To get the predictions you could apply preds = logits > 0. or alternatively preds = torch.sigmoid(logits) > 0.5, which would yield the same result.

anujd9 · November 3, 2020, 7:40pm

Hi @ptrblck, thanks for your explanation above. I am also working on training an image segmentation model with 5 classes where a part of 1-2 classes overlap with each other. See this image for example:
Here the left is the original Grayscale image and right is the segmentation map. The green portion remains the same across different structures, but at some places, the green segment might be overlapped a bit with the blue one. For example, see the middle bottom segmentation.

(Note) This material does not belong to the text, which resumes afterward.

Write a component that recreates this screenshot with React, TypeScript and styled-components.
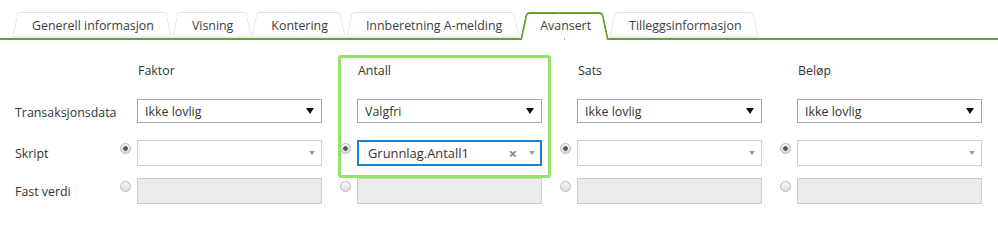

In terms of annotation, the green annotation is done for an area first and then the blue annotation is done on top of that i.e. the pixels at that location belong to two classes.
So, how do I represent the dataset and train the model for this scenario ? Any suggestions ? I am able to stack the segmentation belonging to different classes across channels at the input but how to deal with the overlap during training ? Will the model be able to learn that overlap ?
Thanks

ptrblck · November 3, 2020, 11:36pm

You can stack the one-hot encoded segmentation maps to create a target in the shape [batch_size, nb_classes, height, width], where the nb_classes channel indicates if the current class is active or not by using ones and zeros, repsectively.
E.g. assuming the blue class represents class0 while the green represents class1, the target would have ones in channel0 and channel1 for these pixel locations.

To train such a multi-label segmentation you could use nn.BCEWithLogtisLoss as the criterion.

anujd9 · November 4, 2020, 1:52pm

Thanks a lot @ptrblck. How does this work when two encodings overlap over a small area ? Will the model be able to differentiate between those overlapping labels if they are one hot encoded ? Btw I am using a DeepLab v3 model for this task. Also looking at the UNet as well. Thanks

ptrblck · November 5, 2020, 1:50am

Since each class channel contains a separate one-hot encoded target map, these particular pixel will have multiple active classes in the class dimension.
The complete target is multi-hot encoded.